137.Section 128 provides that any dispute arising out of any matter provided for under the Land Act may be referred to the Environment and Land Court for determination.
138.From the above framework, it is clear that a reference under Section 127 of the Act can be brought any time as there are no time limits set by the statute. Similarly, Section 128 does not prescribe time limits for referring disputes arising from the provisions of the Land Act to the Environment and Land Court. We appreciate that scenarios may arise from time to time, when issues calling for the Court’s determination may come up after the Applicant has already pronounced itself on a matter.
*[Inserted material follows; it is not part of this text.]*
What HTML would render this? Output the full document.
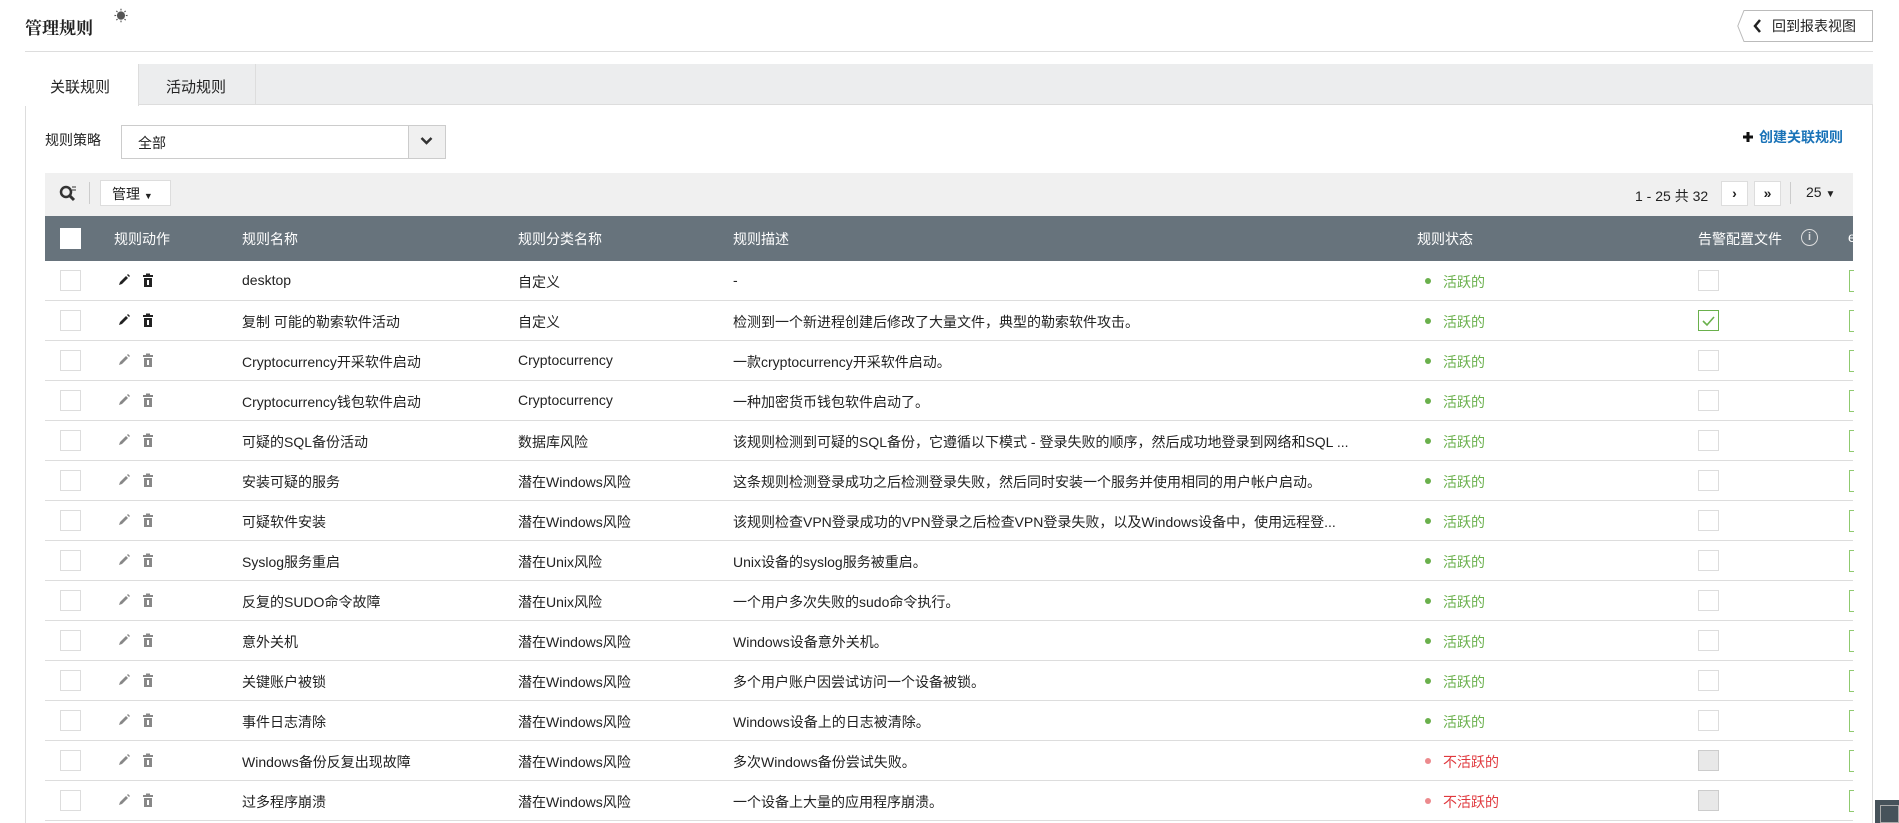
<!DOCTYPE html>
<html><head><meta charset="utf-8"><style>
*{margin:0;padding:0;box-sizing:border-box}
body{width:1899px;height:823px;overflow:hidden;background:#fff;font-family:"Liberation Sans","Noto Sans CJK SC",sans-serif;font-size:14px;color:#222;position:relative}
.a{position:absolute;white-space:nowrap}
.cb{position:absolute;width:21px;height:21px;border:1px solid #ddd;background:#fff}
.row{position:absolute;left:45px;width:1808px;height:40px;border-bottom:1px solid #ddd}
.row .a{top:11px}
.g{color:#6ab04c}.r{color:#e0393e}
.dot{position:absolute;top:17px;width:6px;height:6px;border-radius:50%}
</style></head><body>
<div class="a" style="left:25px;top:14px;font-size:17px;font-weight:bold;font-family:'Noto Serif CJK SC',serif">管理规则</div>
<div class="a" style="left:114px;top:6px;font-size:14px;color:#555">☀</div>
<div class="a" style="left:25px;top:51px;width:1848px;height:1px;background:#ddd"></div>
<div class="a" style="left:1744px;top:10px;width:129px;height:32px;border:1px solid #bbb;border-left:none;background:#fff"></div>
<svg class="a" style="left:1737px;top:10px" width="16" height="32"><path d="M16 0.5H7L0.8 16L7 31.5H16" fill="#fff" stroke="#bbb"/></svg>
<svg class="a" style="left:1752px;top:19px" width="10" height="14"><path d="M8 1L3 7L8 13" fill="none" stroke="#222" stroke-width="2.5"/></svg>
<div class="a" style="left:1772px;top:16px;font-size:14px">回到报表视图</div>
<div class="a" style="left:25px;top:64px;width:1848px;height:759px;border:1px solid #ddd;border-bottom:none"></div>
<div class="a" style="left:25px;top:64px;width:1848px;height:41px;background:#ecedee;border-bottom:1px solid #ddd"></div>
<div class="a" style="left:25px;top:64px;width:114px;height:42px;background:#fff;border-right:1px solid #ddd"></div>
<div class="a" style="left:139px;top:64px;width:117px;height:41px;border-right:1px solid #ddd"></div>
<div class="a" style="left:50px;top:76px;font-size:15px">关联规则</div>
<div class="a" style="left:166px;top:76px;font-size:15px">活动规则</div>
<div class="a" style="left:45px;top:130px">规则策略</div>
<div class="a" style="left:121px;top:125px;width:325px;height:34px;border:1px solid #ccc"></div>
<div class="a" style="left:408px;top:126px;width:37px;height:32px;background:#f0f0f0;border-left:1px solid #ccc"></div>
<svg class="a" style="left:420px;top:136px" width="13" height="10"><path d="M1.5 2L6.5 7L11.5 2" fill="none" stroke="#333" stroke-width="2.5"/></svg>
<div class="a" style="left:138px;top:133px">全部</div>
<svg class="a" style="left:1742px;top:131px" width="12" height="12"><path d="M6 1V11M1 6H11" stroke="#111" stroke-width="3"/></svg>
<div class="a" style="left:1759px;top:127px;color:#1a73b8;font-weight:bold">创建关联规则</div>
<div class="a" style="left:45px;top:173px;width:1808px;height:43px;background:#f0f0f0"></div>
<svg class="a" style="left:59px;top:184px" width="18" height="18"><circle cx="7" cy="8" r="5" fill="none" stroke="#333" stroke-width="2.5"/><path d="M10 11L15 16" stroke="#333" stroke-width="3"/><path d="M13 3h4M13 6h4" stroke="#333" stroke-width="1"/></svg>
<div class="a" style="left:89px;top:182px;width:1px;height:22px;background:#ccc"></div>
<div class="a" style="left:100px;top:180px;width:71px;height:26px;background:#fff;border:1px solid #ddd"></div>
<div class="a" style="left:112px;top:184px">管理 <span style="font-size:9px">▼</span></div>
<div class="a" style="left:1635px;top:186px">1 - 25 共 32</div>
<div class="a" style="left:1721px;top:181px;width:27px;height:25px;background:#fff;border:1px solid #ddd;font-weight:bold;text-align:center;line-height:22px">›</div>
<div class="a" style="left:1754px;top:181px;width:27px;height:25px;background:#fff;border:1px solid #ddd;font-weight:bold;text-align:center;line-height:22px">»</div>
<div class="a" style="left:1790px;top:182px;width:1px;height:22px;background:#ccc"></div>
<div class="a" style="left:1806px;top:184px">25 <span style="font-size:10px">▼</span></div>
<div class="a" style="left:45px;top:216px;width:1808px;height:45px;background:#67737c"></div>
<div class="cb" style="left:60px;top:228px;border:none"></div>
<div class="a" style="left:114px;top:229px;color:#fff">规则动作</div>
<div class="a" style="left:242px;top:229px;color:#fff">规则名称</div>
<div class="a" style="left:518px;top:229px;color:#fff">规则分类名称</div>
<div class="a" style="left:733px;top:229px;color:#fff">规则描述</div>
<div class="a" style="left:1417px;top:229px;color:#fff">规则状态</div>
<div class="a" style="left:1698px;top:229px;color:#fff">告警配置文件</div>
<div class="a" style="left:1801px;top:229px;width:17px;height:17px;border:1.5px solid #ddd;border-radius:50%;color:#ddd;font-size:11px;text-align:center;line-height:14px;font-weight:bold">i</div>
<div class="a" style="left:1848px;top:229px;color:#fff">e</div>
<div id="rows"></div>
<script>
var d=[["desktop","自定义","-",1,0,1],["复制 可能的勒索软件活动","自定义","检测到一个新进程创建后修改了大量文件，典型的勒索软件攻击。",1,1,1],["Cryptocurrency开采软件启动","Cryptocurrency","一款cryptocurrency开采软件启动。",1,0,0],["Cryptocurrency钱包软件启动","Cryptocurrency","一种加密货币钱包软件启动了。",1,0,0],["可疑的SQL备份活动","数据库风险","该规则检测到可疑的SQL备份，它遵循以下模式 - 登录失败的顺序，然后成功地登录到网络和SQL ...",1,0,0],["安装可疑的服务","潜在Windows风险","这条规则检测登录成功之后检测登录失败，然后同时安装一个服务并使用相同的用户帐户启动。",1,0,0],["可疑软件安装","潜在Windows风险","该规则检查VPN登录成功的VPN登录之后检查VPN登录失败，以及Windows设备中，使用远程登...",1,0,0],["Syslog服务重启","潜在Unix风险","Unix设备的syslog服务被重启。",1,0,0],["反复的SUDO命令故障","潜在Unix风险","一个用户多次失败的sudo命令执行。",1,0,0],["意外关机","潜在Windows风险","Windows设备意外关机。",1,0,0],["关键账户被锁","潜在Windows风险","多个用户账户因尝试访问一个设备被锁。",1,0,0],["事件日志清除","潜在Windows风险","Windows设备上的日志被清除。",1,0,0],["Windows备份反复出现故障","潜在Windows风险","多次Windows备份尝试失败。",0,0,0],["过多程序崩溃","潜在Windows风险","一个设备上大量的应用程序崩溃。",0,0,0]];
var h="";
d.forEach(function(r,i){
var c=r[5]?"#222":"#888";
var ck=r[4]?'<div class="cb" style="left:1653px;top:9px;border:1px solid #6ab04c"><svg width="19" height="19"><path d="M4 10L8 14L15 6" fill="none" stroke="#6ab04c" stroke-width="1.6"/></svg></div>':'<div class="cb" style="left:1653px;top:9px;'+(r[3]?'':'background:#e8e8e8;border-color:#ccc')+'"></div>';
h+='<div class="row" style="top:'+(261+i*40)+'px"><div class="cb" style="left:15px;top:9px"></div>'+
'<svg class="a" style="left:72px;top:12px" width="14" height="14"><path d="M2 12L3 9L9 3L11 5L5 11Z" fill="'+c+'"/><path d="M10 2L11 1L13 3L12 4Z" fill="'+c+'"/></svg>'+
'<svg class="a" style="left:97px;top:12px" width="12" height="15"><rect x="1" y="2" width="10" height="2" fill="'+c+'"/><rect x="4" y="0.5" width="4" height="2" fill="'+c+'"/><rect x="2" y="5" width="8" height="9" fill="'+c+'"/><rect x="5" y="7" width="2" height="5" fill="#fff"/></svg>'+
'<div class="a" style="left:197px">'+r[0]+'</div><div class="a" style="left:473px">'+r[1]+'</div><div class="a" style="left:688px">'+r[2]+'</div>'+
'<div class="dot" style="left:1380px;background:'+(r[3]?'#6ab04c':'#ec8a8d')+'"></div><div class="a '+(r[3]?'g':'r')+'" style="left:1398px">'+(r[3]?'活跃的':'不活跃的')+'</div>'+ck+
'<div class="a" style="left:1804px;top:9px;width:5px;height:22px;border:1px solid #8fca6f;border-right:none"></div></div>';
});
document.getElementById("rows").innerHTML=h;
</script>
<div class="a" style="left:1875px;top:800px;width:24px;height:23px;background:#46525a"></div>
<div class="a" style="left:1880px;top:805px;width:19px;height:18px;border:1px solid #aaa"></div>
</body></html>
It would not be prudent to shut the Court’s doors in such circumstances when Parliament left that door wide open. It is therefore our finding that references under Sections 127 and 128 of the Land Act can be brought at any time.
139.Having made the above finding, it cannot be gainsaid that the Applicant is expected to strictly adhere to the letter and spirit of the law on compulsory acquisition and ensure that public interest prevails and the acquisition process is above board. In this regard, a reference to this court ought to be made timeously. It may not serve any useful purpose for the Applicant to move the court on a reference when it has already concluded the process of compulsory acquisition and paid out compensation because recovery of the public funds may be difficult after the funds have been dissipated.What is the construction, validity, and effect of the Title over L.R. No. 7879/4; and do Drive In Primary School and Ruaraka Secondary School sit on public or private land?
140.We were invited to construe and determine the validity or effect of the title instrument in respect of L.R. No. 7879/4 with a view to determining whether Drive In Primary School and Ruaraka High School sit on public or private land. The two schools sit on parcels carved out of L.R. No. 7879/4. The Title is registered in the names of the 1st and 2nd Interested Parties as tenants in common in equal shares. The common position of the Applicant together with the 1st, 2nd and 11th Interested Parties was that the subdivision scheme pursuant to which the land occupied by the two schools was planned was subsequently cancelled by the 1st and 2nd Interested Parties, and that therefore the land on which the schools sit was not surrendered to the State as public utility plots. They contended that the land occupied by the two schools was private land. The 4th, 5th, 6th, 7th, 8th, 9th and 10th Interested Parties took the position that the land occupied by the two schools was surrendered to the State by the 1st and 2nd Interested Parties as a prerequisite for the approval of their subdivision scheme; the sub division scheme was duly approved; and the envisaged physical subdivision and developments were carried out on the ground and that as such, the site on which the two schools sit constitutes public land.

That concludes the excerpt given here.